We memorialize the trailblazers who fought for women’s suffrage in the United States and the United Kingdom. In their shadows are women who fought hundreds of smaller, unsung, and unsuccessful battles for equality. The fight for women’s right to equal education in the United Kingdom is one such war, and “Blue Stockings” by Jessica Swale details one such campaign. Fought in the Cambridge University senate and against the prejudices of male classmates and professors, the battle for Girton College students to receive degrees from Cambridge University currently is currently being played out at Silver Spring Stage.
Overall, Silver Spring Stage’s ‘Blue Stockings’ is a delightful glimpse into the past that leaves the audience both hopeful for the future and aware of the ways we still have to grow.
The world of Cambridge University is rigid in its expectations of the young women in the class of 1896. The high expectations of Girton College Mistress Elizabeth Welsh and low expectations of their male peers and professors frequently clash, leaving the girls banned from lectures and policed for their behavior. The play follows a class of four: Tess Moffat (Katherine Leiden), Celia Willbond (Julia Rae), Carolyn Addison (Alex Garcia Greenberg), and Maeve Sullivan (Lily Tender). While Tess is the protagonist, the girls work well as an ensemble, especially when rallying against the rigidity of their environment—an impromptu can-can dance party; helping Tess sneak out past curfew; and defending their friends against the many injustices they experience. Tender stands out as Sullivan. Her passion and resolve clash against the biggest barriers in the play, with heartbreaking results.

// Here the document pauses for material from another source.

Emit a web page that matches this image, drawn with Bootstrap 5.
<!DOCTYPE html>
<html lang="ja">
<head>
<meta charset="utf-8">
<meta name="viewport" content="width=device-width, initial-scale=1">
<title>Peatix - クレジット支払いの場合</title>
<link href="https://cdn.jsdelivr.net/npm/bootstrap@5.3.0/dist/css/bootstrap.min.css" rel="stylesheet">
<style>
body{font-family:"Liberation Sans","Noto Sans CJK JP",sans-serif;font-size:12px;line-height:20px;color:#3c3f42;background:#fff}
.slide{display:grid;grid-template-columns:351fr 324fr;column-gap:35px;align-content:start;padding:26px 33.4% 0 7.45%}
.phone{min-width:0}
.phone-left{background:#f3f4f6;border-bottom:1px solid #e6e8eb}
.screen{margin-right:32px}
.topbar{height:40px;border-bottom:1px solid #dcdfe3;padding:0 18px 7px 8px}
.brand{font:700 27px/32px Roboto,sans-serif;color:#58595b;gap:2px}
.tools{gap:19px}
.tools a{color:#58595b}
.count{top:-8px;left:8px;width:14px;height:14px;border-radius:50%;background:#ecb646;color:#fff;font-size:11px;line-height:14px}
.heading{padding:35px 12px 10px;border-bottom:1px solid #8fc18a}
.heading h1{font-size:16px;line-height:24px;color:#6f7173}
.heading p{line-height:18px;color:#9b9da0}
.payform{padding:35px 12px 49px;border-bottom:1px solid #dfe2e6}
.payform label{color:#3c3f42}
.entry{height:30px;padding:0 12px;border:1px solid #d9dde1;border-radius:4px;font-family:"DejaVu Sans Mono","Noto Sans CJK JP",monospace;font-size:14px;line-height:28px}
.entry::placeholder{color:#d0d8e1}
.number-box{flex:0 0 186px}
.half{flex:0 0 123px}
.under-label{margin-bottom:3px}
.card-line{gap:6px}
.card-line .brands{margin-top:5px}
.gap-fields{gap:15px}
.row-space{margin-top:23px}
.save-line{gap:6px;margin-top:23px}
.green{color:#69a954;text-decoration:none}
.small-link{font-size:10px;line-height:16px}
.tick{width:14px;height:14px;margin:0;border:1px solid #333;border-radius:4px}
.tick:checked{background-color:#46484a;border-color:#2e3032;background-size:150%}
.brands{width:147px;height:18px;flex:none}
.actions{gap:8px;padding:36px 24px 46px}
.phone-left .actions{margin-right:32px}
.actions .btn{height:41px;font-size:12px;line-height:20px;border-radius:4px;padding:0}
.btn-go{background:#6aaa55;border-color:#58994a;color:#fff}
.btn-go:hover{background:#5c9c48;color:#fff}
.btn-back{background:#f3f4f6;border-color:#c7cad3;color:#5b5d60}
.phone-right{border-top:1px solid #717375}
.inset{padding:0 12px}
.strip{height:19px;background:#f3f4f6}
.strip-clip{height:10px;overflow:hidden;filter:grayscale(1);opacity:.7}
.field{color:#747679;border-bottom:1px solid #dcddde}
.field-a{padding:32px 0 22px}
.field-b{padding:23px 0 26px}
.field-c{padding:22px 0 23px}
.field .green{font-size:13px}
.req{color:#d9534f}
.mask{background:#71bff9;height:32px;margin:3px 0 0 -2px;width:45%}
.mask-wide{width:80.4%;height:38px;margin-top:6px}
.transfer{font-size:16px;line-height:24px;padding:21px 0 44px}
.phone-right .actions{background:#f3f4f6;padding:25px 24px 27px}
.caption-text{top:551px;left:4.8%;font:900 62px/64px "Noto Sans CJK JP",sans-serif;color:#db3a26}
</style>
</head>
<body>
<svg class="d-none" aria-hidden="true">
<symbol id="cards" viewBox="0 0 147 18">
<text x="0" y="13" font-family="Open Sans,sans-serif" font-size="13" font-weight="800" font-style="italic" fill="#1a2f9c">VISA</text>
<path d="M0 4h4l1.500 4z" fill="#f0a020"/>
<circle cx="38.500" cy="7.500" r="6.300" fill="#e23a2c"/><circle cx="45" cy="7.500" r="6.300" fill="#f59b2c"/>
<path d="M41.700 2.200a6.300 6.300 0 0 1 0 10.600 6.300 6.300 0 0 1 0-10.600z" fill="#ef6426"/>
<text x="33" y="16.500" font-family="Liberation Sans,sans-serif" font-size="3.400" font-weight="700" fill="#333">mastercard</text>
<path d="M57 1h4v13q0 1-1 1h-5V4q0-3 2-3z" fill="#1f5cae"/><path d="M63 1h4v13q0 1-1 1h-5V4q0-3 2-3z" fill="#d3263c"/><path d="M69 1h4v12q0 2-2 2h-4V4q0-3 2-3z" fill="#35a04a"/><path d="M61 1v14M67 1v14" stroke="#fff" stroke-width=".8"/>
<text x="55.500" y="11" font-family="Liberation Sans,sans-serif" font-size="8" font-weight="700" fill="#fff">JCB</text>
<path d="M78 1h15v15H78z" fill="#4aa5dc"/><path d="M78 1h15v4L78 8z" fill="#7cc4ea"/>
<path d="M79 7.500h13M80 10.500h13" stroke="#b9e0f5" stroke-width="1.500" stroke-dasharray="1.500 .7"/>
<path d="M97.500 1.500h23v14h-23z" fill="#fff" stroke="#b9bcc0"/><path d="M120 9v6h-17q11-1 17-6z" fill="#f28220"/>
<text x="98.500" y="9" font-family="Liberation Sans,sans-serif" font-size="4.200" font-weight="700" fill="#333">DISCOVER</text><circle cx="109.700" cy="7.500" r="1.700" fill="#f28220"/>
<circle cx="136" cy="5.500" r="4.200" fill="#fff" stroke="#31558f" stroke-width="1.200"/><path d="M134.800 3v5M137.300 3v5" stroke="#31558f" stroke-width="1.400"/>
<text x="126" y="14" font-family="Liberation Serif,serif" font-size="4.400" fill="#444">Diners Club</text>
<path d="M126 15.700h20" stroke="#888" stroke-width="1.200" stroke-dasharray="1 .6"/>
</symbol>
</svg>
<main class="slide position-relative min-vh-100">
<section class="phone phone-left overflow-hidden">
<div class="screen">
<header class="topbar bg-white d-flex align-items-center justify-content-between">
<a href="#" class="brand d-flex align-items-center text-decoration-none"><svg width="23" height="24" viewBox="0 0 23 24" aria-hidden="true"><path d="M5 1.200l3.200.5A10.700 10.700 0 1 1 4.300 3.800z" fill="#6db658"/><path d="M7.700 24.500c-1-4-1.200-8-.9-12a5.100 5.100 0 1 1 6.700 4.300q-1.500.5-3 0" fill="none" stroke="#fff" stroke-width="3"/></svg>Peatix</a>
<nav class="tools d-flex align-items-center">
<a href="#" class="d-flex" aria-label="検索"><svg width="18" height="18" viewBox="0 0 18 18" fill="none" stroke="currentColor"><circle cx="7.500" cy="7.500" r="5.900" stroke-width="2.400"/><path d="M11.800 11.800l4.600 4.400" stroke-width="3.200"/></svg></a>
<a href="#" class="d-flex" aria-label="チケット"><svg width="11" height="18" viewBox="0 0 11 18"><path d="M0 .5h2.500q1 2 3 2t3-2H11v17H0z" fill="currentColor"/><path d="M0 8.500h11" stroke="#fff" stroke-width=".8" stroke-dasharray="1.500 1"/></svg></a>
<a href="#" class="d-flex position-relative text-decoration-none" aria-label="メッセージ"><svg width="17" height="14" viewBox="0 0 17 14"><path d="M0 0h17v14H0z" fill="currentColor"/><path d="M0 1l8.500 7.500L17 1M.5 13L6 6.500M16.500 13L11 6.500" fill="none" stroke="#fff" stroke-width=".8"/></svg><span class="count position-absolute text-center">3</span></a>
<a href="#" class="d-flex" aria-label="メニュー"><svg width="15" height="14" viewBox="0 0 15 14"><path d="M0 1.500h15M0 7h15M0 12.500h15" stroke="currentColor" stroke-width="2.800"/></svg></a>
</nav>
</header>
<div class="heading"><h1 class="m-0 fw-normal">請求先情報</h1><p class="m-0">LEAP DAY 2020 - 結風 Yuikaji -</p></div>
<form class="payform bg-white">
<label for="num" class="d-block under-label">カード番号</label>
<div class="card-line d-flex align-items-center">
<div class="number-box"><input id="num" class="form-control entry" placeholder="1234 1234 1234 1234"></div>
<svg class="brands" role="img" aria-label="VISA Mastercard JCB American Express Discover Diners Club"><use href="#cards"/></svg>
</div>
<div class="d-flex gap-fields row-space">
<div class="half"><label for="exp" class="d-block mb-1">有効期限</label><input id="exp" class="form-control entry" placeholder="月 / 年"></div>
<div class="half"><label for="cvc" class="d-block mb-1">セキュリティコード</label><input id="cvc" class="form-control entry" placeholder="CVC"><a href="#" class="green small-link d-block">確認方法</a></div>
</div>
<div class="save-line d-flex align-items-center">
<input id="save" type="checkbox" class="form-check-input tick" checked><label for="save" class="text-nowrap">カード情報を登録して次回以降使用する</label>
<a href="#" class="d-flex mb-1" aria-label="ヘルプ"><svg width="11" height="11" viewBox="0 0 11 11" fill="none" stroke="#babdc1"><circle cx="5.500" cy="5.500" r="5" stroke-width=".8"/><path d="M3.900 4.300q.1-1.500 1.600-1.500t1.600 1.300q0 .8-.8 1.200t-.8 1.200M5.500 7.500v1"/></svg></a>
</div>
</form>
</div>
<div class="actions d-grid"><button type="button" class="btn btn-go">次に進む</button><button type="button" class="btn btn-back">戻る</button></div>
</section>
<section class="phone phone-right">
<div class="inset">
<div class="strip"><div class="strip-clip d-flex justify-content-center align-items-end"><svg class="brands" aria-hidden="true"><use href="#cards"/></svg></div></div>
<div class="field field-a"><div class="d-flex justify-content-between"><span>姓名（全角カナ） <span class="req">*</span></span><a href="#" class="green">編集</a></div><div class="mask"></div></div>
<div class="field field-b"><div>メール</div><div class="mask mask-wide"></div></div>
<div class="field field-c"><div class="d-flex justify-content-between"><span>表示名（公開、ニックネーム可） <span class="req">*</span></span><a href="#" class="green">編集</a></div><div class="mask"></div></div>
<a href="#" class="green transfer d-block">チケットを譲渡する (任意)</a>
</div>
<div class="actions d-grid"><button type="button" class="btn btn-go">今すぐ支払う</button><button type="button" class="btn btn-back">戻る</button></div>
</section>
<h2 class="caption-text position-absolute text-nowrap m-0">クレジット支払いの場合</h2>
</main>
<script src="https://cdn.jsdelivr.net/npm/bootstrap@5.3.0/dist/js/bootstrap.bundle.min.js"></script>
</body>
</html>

Swale’s strength as a playwright is bringing faces to history and finding moments of levity in a world where the women have to sit through lectures about blatantly sexist, but period-accurate, beliefs about women’s bodies. In a play full of classrooms and lecture halls, director Eleanore Tapscott uses the diamond layout of the stage to her advantage, creating a distinct feel for each classroom. The world she creates, supported by the spartan brick archways of Douglas Becker’s set design, evokes the fast-paced and freeing world of academia. Joshua Romney’s sound design uses the rigid tempo of classical piano music to underscore a world that adheres stringently to timetables and the veneer of middle-class Victorian respectability.
Girton College Mistress Elizabeth Welsh (Rebecca Grutz) struggles with respectability politics. Her insistence on maintaining a certain image betrays some of her staunchest allies. Maeve Sullivan is the brightest student at Girton and the only student of a lower class. Welsh forces her to leave after learning that her mother has died and there is no caretaker for her younger siblings. Her concern? That the children’s lives were at stake, and that the Cambridge senate might have found out that she allowed a student to stay at Girton and shirk her duties as caretaker. Similarly, Welsh forces Ms. Blake (Mariel Penberthy), a teacher and former Girton girl, to leave after her continued support of women’s suffrage and sharing that support with the students. The association with a “radical” idea like women’s suffrage would also displease the Cambridge senate. These exits from Girton add much-needed nuance to the play. Both Tender and Penberthy perform their roles with passion and depth, making their later absences all the more poignant and infuriating.
Welsh’s campaign, the play, and this production falter at the end. Swale’s climactic scene involves an angry mob of men breaking into Girton following the vote for degrees. The ensemble engages with the fight choreography (Stefan Sittig) with enthusiasm and mixed success. This mob’s violence is resolved abruptly. The girls recover within a few lines of dialogue despite their home being invaded, their effigy burned in the town square, and their dreams of receiving degrees crushed. Tapscott masterfully uses the girls’ rallying cry to energize the play through its optimistic ending. Overall, Silver Spring Stage’s “Blue Stockings” is a delightful glimpse into the past that leaves the audience both hopeful for the future and aware of the ways we still have to grow.
Running Time: Two hours and 15 minutes with a 15-minute intermission.